Nous pouvons nous réjouir que, finalement, huit films d’Álvarez soient apparus en DVD en Amérique du Nord, tous avec des sous-titres anglais optionnels : Now, Cerro Pelado (1966), Hanoi martes 13, Hasta la victoria siempre (1967), LBJ, 79 primaveras, El sueño del pongo (1970, la seule fiction qu’Alvarez ait réalisé), et El tigre saltó y mató, pero morirá … morirá (1973). La qualité des copies varie, mais il est bon de voir les séquences couleur au début et à la fin de Hanoi martes 13, qui sont rendues en noir et blanc sur la plupart des copies, et en couleur rosée sur d’autres.

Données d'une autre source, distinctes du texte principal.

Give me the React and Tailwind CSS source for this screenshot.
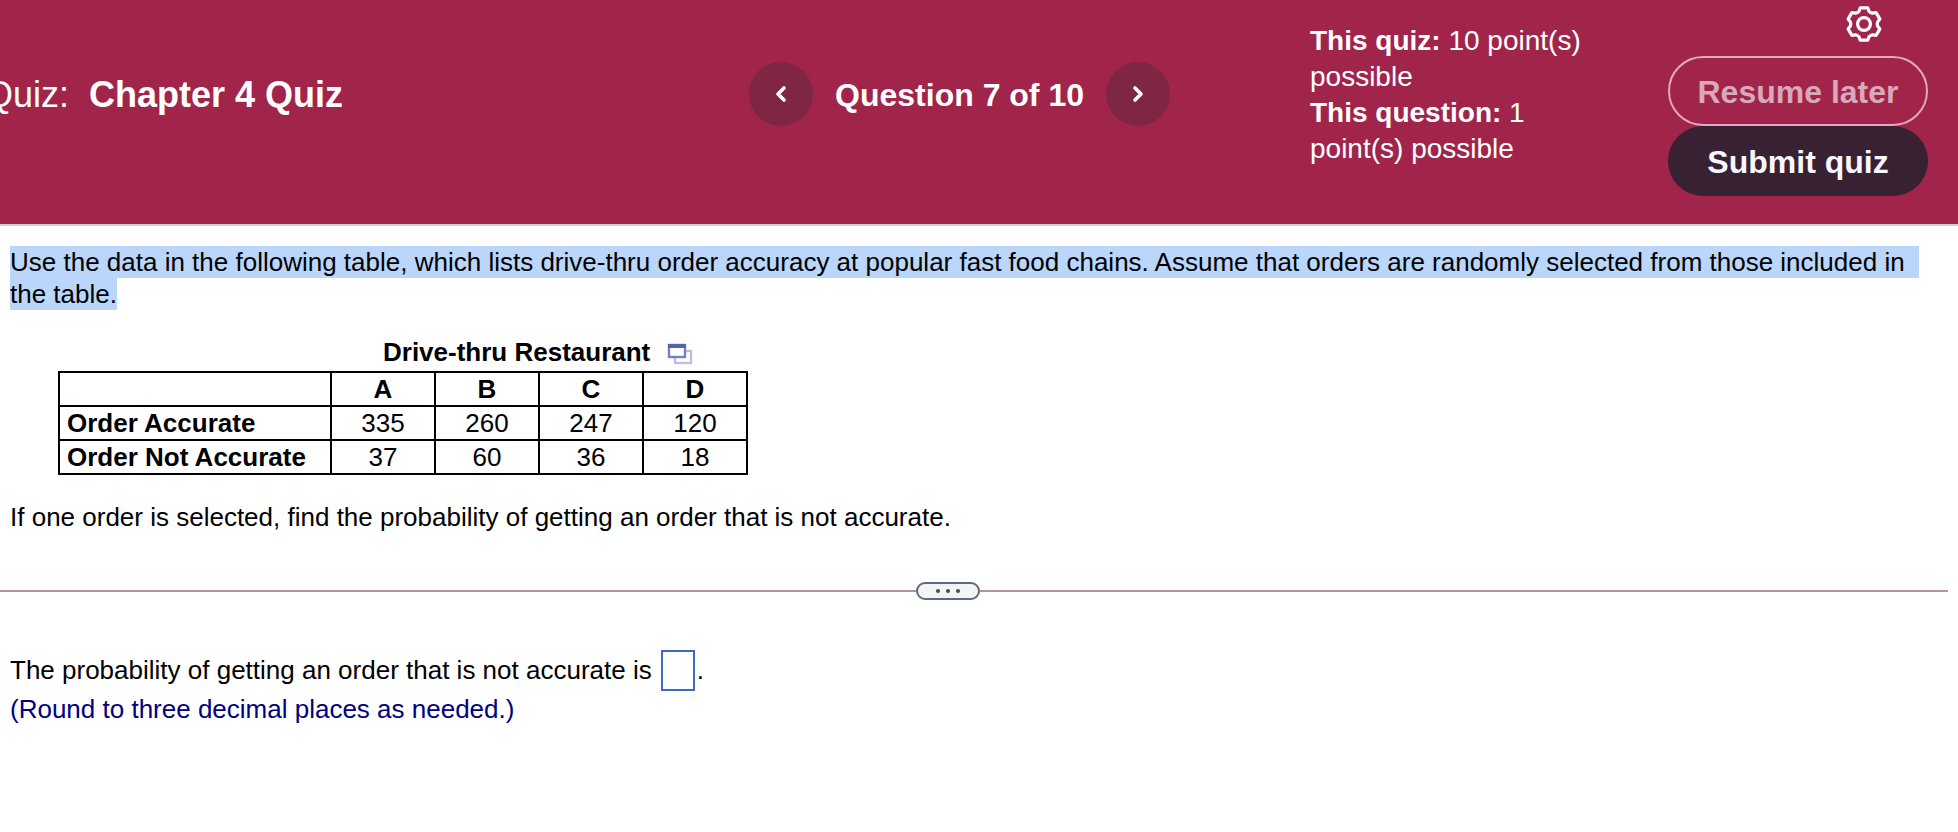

Merci au (très) indépendant cinéaste américain Travis Wilkerson pour avoir publié, par l’intermédiaire de sa société Extreme Low Frequency, “He Who Hits First, Hits Twice : The Urgent Cinema of Santiago Álvarez”, ce coffret double DVD qui comprend également un “documentaire” qu’il a réalisé sur le cinéaste, Accelerated Under Development (2003). Malheureusement, toutes les séquences d’interview que Wilkerson a tournées avec Álvarez et ses collègues étaient inutilisables, ce qui délimite la portée et l’utilité de son hommage. Ironiquement, ma propre copie de DVD s’enraye juste à un des points d’Accelerated Under Development où Wilkerson fait la démonstration de sa vidéo défectueuse, reprochée à la caméra russe avec laquelle il était coincé ! Mais on y trouve de merveilleuses photos du Cubain avec sa famille, Fidel (bien sûr), Ho Chi Minh, Salvador Allende, et ses collègues cinéastes radicaux Joris Ivens et Jean-Luc Godard, qui ont un jour qualifié Álvarez du “plus grand monteur de films du monde”. En son temps, il l’était certainement.
Santiago Álvarez a été diagnostiqué de la maladie de Parkinson en 1991, l’année où il a réalisé son dernier film. Il est décédé le 20 mai 1998.